As Elvis asked, "Where are the strong? Who are the trusted?" I only wished then that I'd known that answer was Jesus because I was wrong in many of the people whom I trusted in my 20's and 30's.

Thursday, December 29, 2011

Should auld acquaintance be forgot?

Some vacation time has allowed me to sort through 30+ years of memorabilia--photos, concert ticket stubs, cards, and letters. The hard part is that I'm finding a lot of people whom I loved that have passed out of my life.  Some of them passed out of my life because that's the way life is.  At key junctures, like high school graduation, you take divergent paths and loose touch.

The hardest things to look at are the people I let go from my life because of disappointment or anger...where I purposely severed the relationship.  In some cases, it was unavoidable.  In other cases, I feel like a fool and there's a sense of loss.

As I look at these people from 5, 10, 20, or even 30 years ago, the bad feelings that caused our friendship or romance to hit the rocks is gone.  In the images I see people whom I've loved and who love me.  I realize that I may have cut them out of my life, but I cannot cut them out of my heart--ever.

Do I wish all of them back into my life?  Not really.  Only a couple of them.  But, for the first time ever, I'm willing to let their faces inhabit my walls and my daily life rather than being relegated to a box in my closet. 

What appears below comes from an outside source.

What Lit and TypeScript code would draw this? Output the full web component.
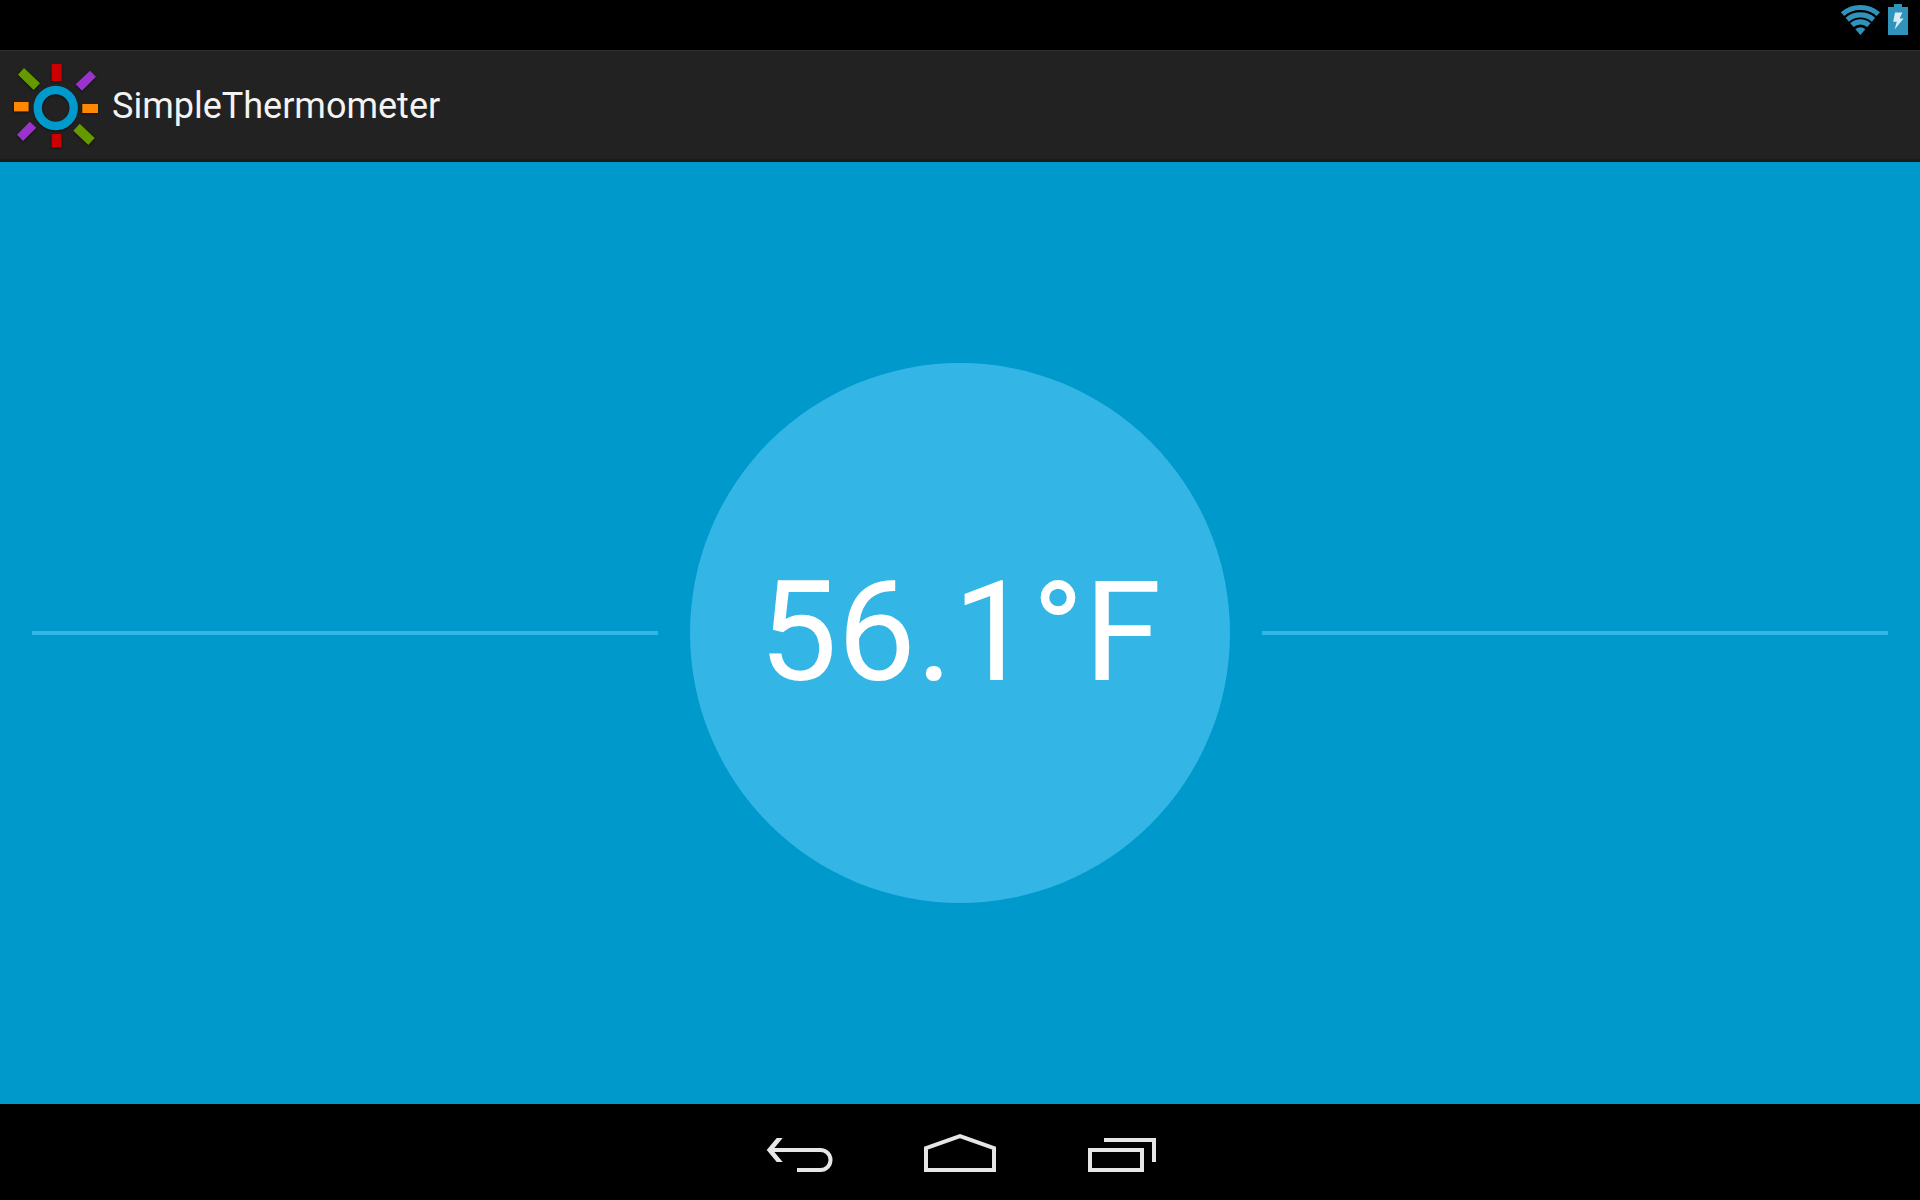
import { LitElement, html, css, svg } from "lit";
import { customElement, property } from "lit/decorators.js";

@customElement("status-bar")
export class StatusBar extends LitElement {
  static styles = css`
    :host {
      display: flex;
      justify-content: flex-end;
      gap: 7px;
      height: 50px;
      padding: 4px 12px 0 0;
      box-sizing: border-box;
      background: #000;
    }
    .glyph {
      display: block;
      height: 32px;
      fill: #2f93bb;
    }
    .arc {
      fill: none;
      stroke: #2f93bb;
      stroke-width: 5.2;
    }
    .bolt {
      fill: #d8edf5;
    }
  `;

  render() {
    return html`
      <svg class="glyph" width="41" height="32" viewBox="0 0 41 32" role="img" aria-label="Wi-Fi connected">
        <path class="arc" d="M2.5 10.1 A27.5 27.5 0 0 1 38.3 10.1" />
        <path class="arc" d="M7.3 15.7 A20.2 20.2 0 0 1 33.5 15.7" />
        <path class="arc" d="M11.9 21.1 A13 13 0 0 1 28.9 21.1" />
        <path d="M15.4 25.2 A7.7 7.7 0 0 1 25.4 25.2 L20.4 31 Z" />
      </svg>
      <svg class="glyph" width="20" height="32" viewBox="0 0 20 32" role="img" aria-label="Battery charging">
        <path d="M6 0 H14 V3 H20 V31 H0 V3 H6 Z" />
        <path class="bolt" d="M7 8.6 H14.4 L11.6 14.6 H15.6 L6.6 25.4 L8.8 17.8 H5.2 Z" />
      </svg>
    `;
  }
}

@customElement("action-bar")
export class ActionBar extends LitElement {
  @property() heading = "";

  static styles = css`
    :host {
      display: flex;
      align-items: center;
      gap: 8px;
      height: 112px;
      padding: 0 8px;
      box-sizing: border-box;
      background: #222;
      box-shadow: inset 0 1px #2e2e2e, inset 0 -3px #1b1b1b;
    }
    .logo {
      display: block;
      width: 96px;
      height: 96px;
      filter: drop-shadow(0 1px 1px #0008);
    }
    .title {
      margin: 0;
      font: 400 36px/48px Roboto, sans-serif;
      color: #f3f3f3;
    }
    .red { fill: #c00; }
    .orange { fill: #f80; }
    .green { fill: #690; }
    .purple { fill: #93c; }
    .ring {
      fill: none;
      stroke: #09c;
      stroke-width: 8.4;
    }
  `;

  render() {
    return html`
      <svg class="logo" viewBox="8 58 96 96" aria-hidden="true">
        <rect class="red" x="51.7" y="64" width="10" height="17" />
        <rect class="red" x="51.7" y="134" width="9.6" height="13.3" />
        <rect class="orange" x="14" y="102" width="14.6" height="9.4" />
        <rect class="orange" x="82.3" y="104" width="15.7" height="9" />
        <path class="green" d="M24 68 L40 83.3 L33.7 90 L18 74.7 Z M79.7 123.7 L94.7 138 L88.3 145 L73.3 130.7 Z" />
        <path class="purple" d="M90 70.7 L96 76.7 L82 90.7 L75.7 84.3 Z M29.7 121.7 L36.3 127.7 L23 141 L17 134.7 Z" />
        <circle class="ring" cx="55.7" cy="108" r="18" />
      </svg>
      <h1 class="title">${this.heading}</h1>
    `;
  }
}

@customElement("temperature-dial")
export class TemperatureDial extends LitElement {
  @property() reading = "";

  static styles = css`
    :host {
      display: flex;
      align-items: center;
      gap: 32px;
      padding: 0 32px;
      background: #09c;
    }
    .rule {
      flex: 1;
      height: 4px;
      background: #33b5e5;
    }
    .dial {
      display: flex;
      align-items: center;
      justify-content: center;
      width: 540px;
      aspect-ratio: 1;
      box-sizing: border-box;
      padding-bottom: 2px;
      border-radius: 50%;
      background: #33b5e5;
      color: #fff;
      font: 400 140px/164px Roboto, sans-serif;
    }
  `;

  render() {
    return html`
      <div class="rule"></div>
      <div class="dial">${this.reading}</div>
      <div class="rule"></div>
    `;
  }
}

const NAV_ITEMS = [
  {
    label: "Back",
    shape: svg`
      <path d="M50 46 H100.5 A10 10 0 0 1 100.5 66 H77" />
      <path class="solid" d="M46.7 46 L56.7 34 H62.7 L52.7 46 L62.7 58 H56.7 Z" />`,
  },
  {
    label: "Home",
    shape: svg`<path d="M46 66 V44.2 L80 32.2 L114 44.2 V66 Z" />`,
  },
  {
    label: "Recent apps",
    shape: svg`<path d="M50 46 H102 V66 H50 Z M64 36 H114 V58" />`,
  },
];

@customElement("nav-bar")
export class NavBar extends LitElement {
  static styles = css`
    :host {
      display: flex;
      justify-content: center;
      height: 96px;
      background: #000;
    }
    .key {
      padding: 0;
      border: 0;
      background: none;
      cursor: pointer;
    }
    .icon {
      display: block;
      fill: none;
      stroke: #e6e6e6;
      stroke-width: 4;
    }
    .solid {
      fill: #e6e6e6;
      stroke: none;
    }
  `;

  render() {
    return NAV_ITEMS.map(
      ({ label, shape }) => html`
        <button class="key" type="button" aria-label=${label}>
          <svg class="icon" width="160" height="96" viewBox="0 0 160 96" aria-hidden="true">${shape}</svg>
        </button>
      `,
    );
  }
}

@customElement("app-root")
export class AppRoot extends LitElement {
  static styles = css`
    :host {
      display: flex;
      flex-direction: column;
      min-height: 100vh;
    }
    .content {
      flex: 1;
    }
  `;

  render() {
    return html`
      <status-bar></status-bar>
      <action-bar heading="SimpleThermometer"></action-bar>
      <temperature-dial class="content" reading="56.1°F"></temperature-dial>
      <nav-bar></nav-bar>
    `;
  }
}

I would never regard myself as a sentimental person, and yet, the first present a boy ever gave me--a framed pane of glass etched with flowers--still hangs in my window 33 years later.  Yeah, it's my laundry room window but, still, if I was a bag lady, I'd carry it around in my cart with me. 

I think I cherish these things because I never made a family for myself.  Somehow, I missed that class in college.  So all of this "stuff" is evidence that I've loved and been loved in my life.

My goal this past year has been to work towards getting rid of stuff that I don't use or don't love.  This means that a lot of the photos and cards are getting thrown away.  Some, I'll scan and then toss.  Only the special ones will remain...the people who have changed my life just by passing through it.